In his first post as an A.D., Hart tabbed Bill Lewis to replace Art Baker at East Carolina. A few seasons later after Lewis led the Pirates to an 11-1 record, Hart had to hire Steve Logan to replace Lewis.

Logan won enough games to rank as the Pirates' all-time winningest coach and posted just four losing seasons in 11 years.

At Florida State, Hart was instrumental in having Jimbo Fisher in the chain of command to assume Bowden's mantel.

Hart, of course, doesn't have to find a coach to target a spot in Tennessee's record books. He merely must find one who can take a roster that's far too talented for a seven-loss season and develop it to win some meaningful games, as well as ones that used to be meaningful only for their automatic nature. See Kentucky, 2011. See Vanderbilt. 2012.

If a new coach can unite the fan base from the outset, even better. Winning, however, is the only universal model for athletic symbiosis.

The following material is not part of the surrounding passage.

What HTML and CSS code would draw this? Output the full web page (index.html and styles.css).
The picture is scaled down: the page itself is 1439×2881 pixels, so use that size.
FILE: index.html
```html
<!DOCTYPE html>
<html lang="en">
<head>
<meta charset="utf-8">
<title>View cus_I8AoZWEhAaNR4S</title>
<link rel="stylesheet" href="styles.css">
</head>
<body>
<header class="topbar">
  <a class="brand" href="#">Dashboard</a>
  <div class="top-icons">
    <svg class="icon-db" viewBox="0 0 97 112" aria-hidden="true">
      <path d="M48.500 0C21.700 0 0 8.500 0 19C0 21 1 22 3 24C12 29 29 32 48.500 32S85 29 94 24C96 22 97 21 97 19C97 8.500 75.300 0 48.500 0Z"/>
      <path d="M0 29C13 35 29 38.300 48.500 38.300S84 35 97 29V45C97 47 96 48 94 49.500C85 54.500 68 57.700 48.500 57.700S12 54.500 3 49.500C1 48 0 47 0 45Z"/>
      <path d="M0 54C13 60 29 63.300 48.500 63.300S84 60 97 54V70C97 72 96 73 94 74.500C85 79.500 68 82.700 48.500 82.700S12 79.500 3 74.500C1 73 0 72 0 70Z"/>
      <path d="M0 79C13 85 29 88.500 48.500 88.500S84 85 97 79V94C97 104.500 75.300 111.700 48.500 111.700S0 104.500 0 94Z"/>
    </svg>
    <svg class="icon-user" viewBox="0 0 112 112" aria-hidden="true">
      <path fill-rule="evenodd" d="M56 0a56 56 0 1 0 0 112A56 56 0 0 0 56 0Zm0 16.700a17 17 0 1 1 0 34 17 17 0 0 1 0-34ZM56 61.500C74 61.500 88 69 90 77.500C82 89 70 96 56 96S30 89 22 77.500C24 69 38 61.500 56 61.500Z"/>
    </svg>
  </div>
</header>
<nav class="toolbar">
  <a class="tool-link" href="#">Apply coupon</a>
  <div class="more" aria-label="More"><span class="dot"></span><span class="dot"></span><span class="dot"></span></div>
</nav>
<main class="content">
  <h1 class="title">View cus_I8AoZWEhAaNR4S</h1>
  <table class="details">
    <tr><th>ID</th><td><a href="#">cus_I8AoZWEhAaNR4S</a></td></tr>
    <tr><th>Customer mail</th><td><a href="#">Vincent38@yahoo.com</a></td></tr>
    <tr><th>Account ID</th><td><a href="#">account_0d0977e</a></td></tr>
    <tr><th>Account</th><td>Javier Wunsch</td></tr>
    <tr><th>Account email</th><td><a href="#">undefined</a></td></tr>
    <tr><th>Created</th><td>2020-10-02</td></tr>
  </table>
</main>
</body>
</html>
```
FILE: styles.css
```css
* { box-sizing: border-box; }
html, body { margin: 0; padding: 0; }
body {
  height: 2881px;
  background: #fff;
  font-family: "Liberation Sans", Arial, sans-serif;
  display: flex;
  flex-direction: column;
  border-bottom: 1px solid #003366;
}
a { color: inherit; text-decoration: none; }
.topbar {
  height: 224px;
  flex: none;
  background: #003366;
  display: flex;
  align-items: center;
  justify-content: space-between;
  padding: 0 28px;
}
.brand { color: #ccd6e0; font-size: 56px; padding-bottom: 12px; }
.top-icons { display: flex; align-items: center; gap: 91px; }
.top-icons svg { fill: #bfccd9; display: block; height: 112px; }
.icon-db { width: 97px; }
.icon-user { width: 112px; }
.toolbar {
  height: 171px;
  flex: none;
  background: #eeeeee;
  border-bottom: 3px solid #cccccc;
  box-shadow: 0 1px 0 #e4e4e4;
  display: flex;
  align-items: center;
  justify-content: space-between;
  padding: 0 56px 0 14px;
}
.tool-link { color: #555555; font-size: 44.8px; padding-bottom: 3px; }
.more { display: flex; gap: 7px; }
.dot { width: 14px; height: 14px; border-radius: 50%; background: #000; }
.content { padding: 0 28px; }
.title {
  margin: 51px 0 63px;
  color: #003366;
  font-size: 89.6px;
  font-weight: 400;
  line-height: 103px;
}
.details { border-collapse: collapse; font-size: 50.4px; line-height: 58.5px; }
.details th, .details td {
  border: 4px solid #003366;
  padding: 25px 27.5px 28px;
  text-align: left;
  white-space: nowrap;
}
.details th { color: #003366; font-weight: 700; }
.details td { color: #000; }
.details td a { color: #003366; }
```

"I have been doing this a long time. I have done a number [of coaching search]," Hart explained. "It is a pretty important hire. I think any leadership position hire is critically important. Because of the visibility, it makes it extremely important. Your head football coach is the face of the program, just like the head basketball coach and in our case the head women's basketball coach. The Lady Vols basketball coach is very important. Not only in our community, but state.

"So it is very, very important."

It's Tennessee athletics at a crossroads, a spot it finds itself all too frequently. It's Hart's time to lead the Vols across the path.